When Trump briefly mentioned Rep. Ilhan Omar (D-Minn.), several members of the crowd began a chant of “send her back,” but it did not catch on. He has repeatedly clashed with Omar and a group of progressive, first-year lawmakers in recent weeks, after making racist statements about them. Earlier Thursday, Israeli leaders barred Omar from the country after Trump lobbied them to deny her entry.
A chant that did catch on with the crowd was “lock her up,” when Trump mentioned Clinton, the 2016 Democratic presidential nominee, and her emails, and took the crowd through the wins and losses on his 2016 electoral map.
As Trump was laying out his electoral map, he shared a story about Michigan, a state he narrowly won in 2016. Trump’s own polling has shown him falling behind in the battleground state.
“Five or six years before I even thought about running, for whatever reason, they named me man of the year in Michigan. I said how come? I didn’t even understand it myself,” Trump said. The president has previously used this anecdote in speeches, though it is unclear whether Trump ever received that award.
“I wasn’t even political,” Trump added. “But I was always complaining that our car business was being stolen. I mean it’s sort of obvious right? Mexico now has 32 percent of our car business. It all left. We are bringing it back at a level that nobody’s ever seen before.”
The Trump campaign views New Hampshire as another battleground state in the 2020 general election. Clinton won New Hampshire in 2016, and the president is making a play to turn it red in the next election.
“New Hampshire, you have a reputation. Very, very elegant state. You’re not acting it tonight, and that’s a good thing,” Trump said to the enthusiastic crowd. “New Hampshire was taken away from us [in 2016] but we did great in New Hampshire. We should’ve won in New Hampshire.”
The president also mentioned another race shaping up in New Hampshire. Corey Lewandowski, who was fired as Trump’s campaign manager but remains close to the president, may run for Senate in the Granite State. The two spoke about the race on Thursday, according to a person familiar with the conversation.
As he stood before the crowd, Trump lavished praise on Lewandowski, but he stopped short of outright endorsing him.
“I think he’d be tough to beat. I’ll tell you one thing: He’s gonna go into Washington and he’s gonna have you in mind,” Trump said, adding that Lewandowski would be “fantastic.”
But in the next breath, the president conveyed that he wasn’t yet making a declaration of support.
“People ask if I’ll support him and I say, ‘I don’t know if he’s running,’” the president said, before turning to his former aide. “Corey, let us know, please.”
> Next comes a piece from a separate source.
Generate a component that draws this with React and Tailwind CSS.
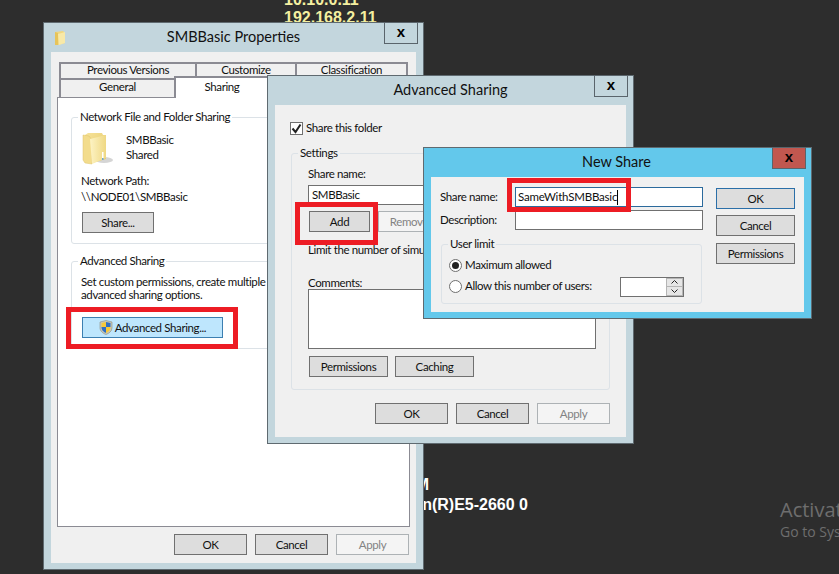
const Btn = ({ children, className = "", disabled, blue, focus }) => {
  let look = "border-[#707070] bg-[#dddddd] text-[#111]";
  if (disabled) look = "border-[#adb2b5] bg-[#f4f4f4] text-[#838383]";
  if (blue) look = "border-[#3c7fb1] bg-[#bee6fd] text-[#111]";
  if (focus) look = "border-[#2b6fa8] bg-[#dddddd] text-[#111]";
  return (
    <div className={`flex h-[21px] items-center justify-center border pt-px text-[11.5px] leading-none ${look} ${className}`}>
      {children}
    </div>
  );
};

const Group = ({ title, bg, className = "", children }) => (
  <div className={`relative rounded-[3px] border border-[#dce2e7] ${className}`}>
    <span className={`absolute -top-[9px] left-[6px] px-[2px] text-[11.5px] leading-[15px] text-[#111] ${bg}`}>{title}</span>
    {children}
  </div>
);

const CloseBtn = ({ red }) => (
  <div
    className={`absolute -top-px right-[5px] flex h-[22px] w-[34px] items-start justify-center border border-[#5a646b] font-['Liberation_Sans',sans-serif] text-[15px] font-bold leading-[18px] text-black ${
      red ? "bg-[#c1574f]" : "bg-[#c3d6dd]"
    }`}
  >
    x
  </div>
);

const Win = ({ className, title, titleClass, bar = "bg-[#c3d6dd]", red, children }) => (
  <div className={`absolute flex flex-col border border-[#5f6a70] ${bar} ${className}`}>
    <div className={`flex h-[29px] shrink-0 items-center justify-center pb-[2px] text-[14.5px] text-[#111] ${titleClass}`}>{title}</div>
    <CloseBtn red={red} />
    <div className="mx-[7px] mb-[6px] flex-1 bg-[#f0f0f0] tracking-[-0.38px]">{children}</div>
  </div>
);

const Folder = () => (
  <svg width="32" height="34" viewBox="0 0 32 34">
    <defs>
      <linearGradient id="fb" x1="0" x2="1" y1="0" y2="1">
        <stop offset="0" stopColor="#f7e39a" />
        <stop offset="1" stopColor="#e3c868" />
      </linearGradient>
      <linearGradient id="ff" x1="0" x2="1" y1="0" y2="0">
        <stop offset="0" stopColor="#fdf3c4" />
        <stop offset="1" stopColor="#efd883" />
      </linearGradient>
    </defs>
    <ellipse cx="22" cy="28" rx="9" ry="3" fill="#d5d5d5" />
    <path d="M3 3 L6 1 H20 L21 3 H24 V27 L10 31 H3 Z" fill="url(#fb)" />
    <path d="M1 3 L7 4 L10 8 V32 L3 31 L1 28 Z" fill="#f3dc8c" stroke="#dcc36c" strokeWidth=".5" />
    <path d="M8 7 L24 3 V26 L10 32 Z" fill="url(#ff)" />
    <rect x="20" y="20" width="1.5" height="6" fill="#fff" />
    <rect x="20" y="26" width="1.5" height="2" fill="#6aa6d8" />
  </svg>
);

const Shield = () => (
  <svg width="14" height="15" viewBox="0 0 14 15" className="mr-[2px] -mt-px">
    <path d="M7 .5 L13 2 V8 C13 11 10 13.5 7 14.5 C4 13.5 1 11 1 8 V2 Z" fill="#c9c9b8" stroke="#8d8d80" strokeWidth=".6" />
    <path d="M7 2 L11.5 3 V7 H7 Z" fill="#2f6fc4" />
    <path d="M7 2 L2.5 3 V7 H7 Z" fill="#f6c93a" />
    <path d="M2.5 7 H7 V13 C5 12 2.5 10.5 2.5 7 Z" fill="#2f6fc4" />
    <path d="M11.5 7 H7 V13 C9 12 11.5 10.5 11.5 7 Z" fill="#f6c93a" />
  </svg>
);

const Radio = ({ on }) => (
  <span className="flex h-[13px] w-[13px] shrink-0 items-center justify-center rounded-full border border-[#707070] bg-white">
    {on && <span className="h-[7px] w-[7px] rounded-full bg-[#222]" />}
  </span>
);

const Tab = ({ children, className = "", active }) => (
  <div
    className={`flex items-center justify-center border-[2px] border-b-0 border-r-0 border-[#8b8b93] text-[11.5px] leading-none text-[#111] ${
      active ? "bg-white" : "bg-[#f0f0f0]"
    } ${className}`}
  >
    {children}
  </div>
);

const RedBox = ({ className }) => <div className={`absolute z-40 border-[5px] border-[#ed1c24] ${className}`} />;

export default function App() {
  return (
    <div className="relative h-[574px] w-[839px] overflow-hidden bg-[#2d2d2d] font-['Lato',sans-serif]">
      {/* desktop info text */}
      <div className="absolute -top-[9px] left-[284px] font-['Liberation_Sans',sans-serif] text-[16px] font-bold leading-[18px] text-[#f4efa0]">
        <div>10.10.0.11</div>
        <div>192.168.2.11</div>
      </div>
      <div className="absolute left-[240px] top-[475px] w-[288px] font-['Liberation_Sans',sans-serif] text-[16px] font-bold leading-[20px] text-white">
        <div className="w-[189px] text-right">8 GB RAM</div>
        <div className="text-right">Intel(R) Xeon(R)E5-2660 0</div>
      </div>
      <div className="absolute left-[780px] top-[498px] whitespace-nowrap font-['Open_Sans',sans-serif] text-[#6e6e6e]">
        <div className="text-[20px] leading-[24px]">Activate Windows</div>
        <div className="text-[14px] leading-[19px]">Go to System in Control Panel</div>
      </div>

      {/* SMBBasic Properties */}
      <Win className="left-[43px] top-[22px] h-[548px] w-[381px] z-10" title="SMBBasic Properties">
        <svg width="14" height="16" viewBox="0 0 14 16" className="absolute left-[10px] top-[7px]">
          <path d="M1 2 L9 1 L11 3 V13 L4 15 H1 Z" fill="#f1d77e" />
          <path d="M4 4 L11 2 V13 L5 15 Z" fill="#f8e9a8" />
          <path d="M1 2 L4 3 V15 H1 Z" fill="#e7c45a" />
        </svg>
        <div className="px-[6px] pt-[10px]">
          <div className="ml-[2px] flex h-[16px]">
            <Tab className="w-[136px] pb-[2px]">Previous Versions</Tab>
            <Tab className="w-[100px] pb-[2px]">Customize</Tab>
            <Tab className="w-[113px] border-r-[2px] pb-[2px]">Classification</Tab>
          </div>
          <div className="relative z-10 ml-[2px] flex h-[19px]">
            <Tab className="w-[115px] pb-[3px]">General</Tab>
            <Tab active className="-mt-[2px] h-[22px] w-[94px] pb-[3px]">Sharing</Tab>
          </div>
          <div className="h-[430px] border-[1.5px] border-[#8b8b93] bg-white pl-[13px] pr-[10px] pt-[19px]">
            <Group title="Network File and Folder Sharing" bg="bg-white" className="h-[127px] px-[10px] text-[11.5px] leading-[15px] text-[#111]">
              <div className="flex h-[42px] pt-[14px]">
                <Folder />
                <div className="ml-[12px]">
                  <div>SMBBasic</div>
                  <div>Shared</div>
                </div>
              </div>
              <div className="-ml-px mt-[13px]">Network Path:</div>
              <div className="-ml-px mt-px">\\NODE01\SMBBasic</div>
              <Btn className="mt-[8px] w-[72px]">Share...</Btn>
            </Group>
            <Group title="Advanced Sharing" bg="bg-white" className="mt-[17px] h-[88px] px-[10px] pt-[13px] text-[11.5px] leading-[13px] text-[#111]">
              <div className="-ml-px whitespace-nowrap">Set custom permissions, create multiple</div>
              <div className="-ml-px">advanced sharing options.</div>
              <Btn blue className="mt-[16px] w-[141px]">
                <Shield />
                Advanced Sharing...
              </Btn>
            </Group>
          </div>
          <div className="mt-[7px] flex justify-end gap-[8px] pr-[1px]">
            <Btn className="w-[73px]">OK</Btn>
            <Btn className="w-[73px]">Cancel</Btn>
            <Btn className="w-[73px]" disabled>Apply</Btn>
          </div>
        </div>
      </Win>

      {/* Advanced Sharing */}
      <Win className="left-[267px] top-[75px] h-[369px] w-[367px] z-20" title="Advanced Sharing">
        <div className="pl-[15px] pr-[16px] pt-[17px]">
          <div className="flex h-[13px] items-center text-[11.5px] text-[#111]">
            <span className="flex h-[13px] w-[13px] items-center justify-center border border-[#707070] bg-white">
              <svg width="11" height="11" viewBox="0 0 11 11">
                <path d="M1.5 5.5 L4.5 9 L9.5 1.5" fill="none" stroke="#222" strokeWidth="2" />
              </svg>
            </span>
            <span className="ml-[3px] pb-[2px]">Share this folder</span>
          </div>
          <Group title="Settings" bg="bg-[#f0f0f0]" className="ml-px mt-[18px] h-[237px] pl-[16px] pr-[13px] pt-[12px] text-[11.5px] leading-[15px] text-[#111]">
            <div>Share name:</div>
            <div className="mt-[4px] flex h-[20px] items-center border border-[#707070] bg-white pb-[2px] pl-[3px]">SMBBasic</div>
            <div className="ml-px mt-[6px] flex gap-[8px]">
              <Btn className="w-[61px]">Add</Btn>
              <Btn className="w-[62px]" disabled>Remove</Btn>
            </div>
            <div className="mt-[10px] whitespace-nowrap">Limit the number of simultaneous users to:</div>
            <div className="mt-[18px]">Comments:</div>
            <div className="-mt-[1px] h-[60px] border border-[#707070] bg-white" />
            <div className="ml-px mt-[7px] flex gap-[7px]">
              <Btn className="w-[79px]">Permissions</Btn>
              <Btn className="w-[79px]">Caching</Btn>
            </div>
          </Group>
          <div className="mt-[13px] flex justify-end gap-[8px]">
            <Btn className="w-[73px]">OK</Btn>
            <Btn className="w-[73px]">Cancel</Btn>
            <Btn className="w-[73px]" disabled>Apply</Btn>
          </div>
        </div>
      </Win>

      {/* New Share */}
      <Win className="left-[423px] top-[147px] h-[172px] w-[389px] z-30" bar="bg-[#63c8eb]" title="New Share" titleClass="pr-[2px]" red>
        <div className="flex gap-[13px] px-[9px] pt-[10px] text-[11.5px] leading-[15px] text-[#111]">
          <div className="w-[263px]">
            <div className="flex h-[20px] items-center">
              <span className="w-[75px] pb-[2px]">Share name:</span>
              <div className="flex h-[20px] flex-1 items-center border border-[#2b6a9c] bg-white pl-[2px] tracking-[-0.2px]">
                <span className="pb-[2px]">SameWithSMBBasic</span>
                <span className="h-[15px] w-px bg-black" />
              </div>
            </div>
            <div className="mt-[3px] flex h-[20px] items-center">
              <span className="w-[75px] pb-[2px]">Description:</span>
              <div className="h-[20px] flex-1 border border-[#707070] bg-white" />
            </div>
            <Group title="User limit" bg="bg-[#f0f0f0]" className="ml-px mr-px mt-[14px] h-[60px] pl-[7px] pt-[13px]">
              <div className="flex h-[15px] items-center gap-[3px]">
                <Radio on />
                <span className="pb-[2px]">Maximum allowed</span>
              </div>
              <div className="mt-[6px] flex h-[15px] items-center gap-[3px]">
                <Radio />
                <span className="w-[149px] whitespace-nowrap pb-[2px]">Allow this number of users:</span>
                <div className="ml-[3px] flex h-[20px] w-[64px] shrink-0 border border-[#707070] bg-white">
                  <div className="flex-1" />
                  <div className="flex w-[17px] flex-col gap-px bg-[#b5b5b5] p-px text-[#111]">
                    <span className="flex flex-1 items-center justify-center bg-[#e6e6e6]">
                      <svg width="7" height="4" viewBox="0 0 7 4"><path d="M.5 3.5 L3.5 .5 L6.5 3.5" fill="none" stroke="#222" /></svg>
                    </span>
                    <span className="flex flex-1 items-center justify-center bg-[#e6e6e6]">
                      <svg width="7" height="4" viewBox="0 0 7 4"><path d="M.5 .5 L3.5 3.5 L6.5 .5" fill="none" stroke="#222" /></svg>
                    </span>
                  </div>
                </div>
              </div>
            </Group>
          </div>
          <div className="w-[79px] pt-px">
            <Btn focus>OK</Btn>
            <Btn className="mt-[6px]">Cancel</Btn>
            <Btn className="mt-[7px]">Permissions</Btn>
          </div>
        </div>
      </Win>

      <RedBox className="left-[66px] top-[307px] h-[42px] w-[172px]" />
      <RedBox className="left-[295px] top-[202px] h-[43px] w-[83px]" />
      <RedBox className="left-[507px] top-[178px] h-[34px] w-[124px]" />
    </div>
  );
}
Lewandowski greeted the president upon his arrival at the Manchester airport. He and his family briefly joined Trump on Air Force One. The president departed the airport with Gov. Chris Sununu, a Republican. Sununu, who faces a potentially competitive 2020 reelection bid, has relayed concerns about Lewandowski to party leadership.
During the rally, the president also gave a shout-out to Republican New Hampshire state Rep. Al Baldasaro, who has previously called for Clinton to face a firing squad.
Early on in his speech, the president briefly stopped his remarks when a protester interrupted him. “Go home, start exercising,” Trump taunted as police escorted the man out of the crowd. “That guy’s got a serious weight problem,” he said, though the protesters appeared to be thin.
In the next breath, the president said his campaign was part a movement “built on love.”